In addition to the general University requirements stated earlier in this catalog, the student must meet the following requirements:
Course of Study
Each student must follow a plan of study, approved by a faculty adviser, which usually includes three years of course and seminar work. A minimum of 81 graduate credits of course work are required for the degree, at least 60 of which must be in mathematics and the rest may be in closely related fields. Course offered by other programs which are listed under Math as “See Also” may be taken for credit toward the Math degree. A determination regarding other courses not so designated will be made on a case-by-case basis. At least 36 of the 60 credits in mathematics must be in non-introductory courses or seminars.
Students should pass their first-year examinations within the first two years of graduate study. When this is not done, notices will be sent informing them that they must complete their first-year examinations by the end of the next academic year in order to maintain their matriculated status. In extraordinary cases, which must be presented in writing to the Executive Officer, additional time may be granted at the discretion of the Executive Officer.
The Mathematics Qualifying (or Preliminary) Examinations are given in six areas. The exams are scheduled twice a year, in September and May. Students must pass three exams (of their choosing) to be considered to have passed the Qualifying exams (also called the "First Examination;" it is listed this way on the transcript.) Students may retake a failed exam once. Exams are graded Pass/Fail. Students must sign up at least three days in advance of any exams that they wish to take so that the proctor will know how many students to expect. Each exam is scheduled for three hours.
The candidate must demonstrate ability to read the literature of mathematics in two of the following languages: French, German, and Russian. Substitution of other foreign languages may be permitted in special cases. Students must demonstrate the required proficiency in one of these languages before they complete their second year of study and in the second language before graduation.
After passing the First Examination, the student specializes in some area of advanced mathematics. A faculty committee will be appointed to help the student arrange a program of study in an area of special interest. When this program of study is completed, the student takes an oral examination given by the faculty to determine readiness to pursue dissertation research.
Each student must complete a dissertation embodying the results of original research in mathematics. The thesis is usually written in a field of specialization recommended by the candidate's thesis advisor and approved by the thesis committee. The completed dissertation must be approved by the thesis committee and must be defended at an oral examination.
Timeline to the degree
We expect all students to complete all three parts of the First Examination by the middle of September of their second year. The students should be able to complete 45 credits and reach Level II by the end of the second year.

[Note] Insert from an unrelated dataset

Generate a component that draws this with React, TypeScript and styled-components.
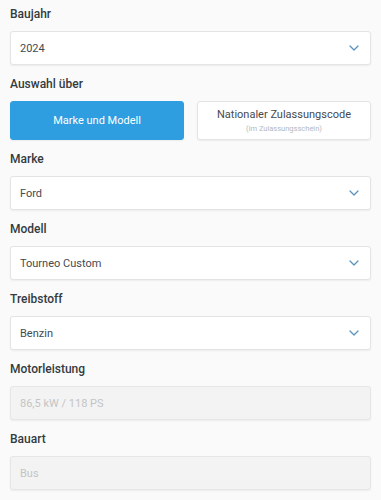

During the third year students select a mentor who will be willing to chair the Second Examination Committee and assign the topic for the Second Examination. The Second Examination should take place no later than the fourth year. By the end of the fourth year students are expected to complete the coursework and all other requirements for Advancement to Candidacy. In most cases, the Chair of the Second Examination Committee will become the dissertation adviser.
Thesis research is conducted during the fourth, fifth and sixth year and culminates in the defense sometime during this period.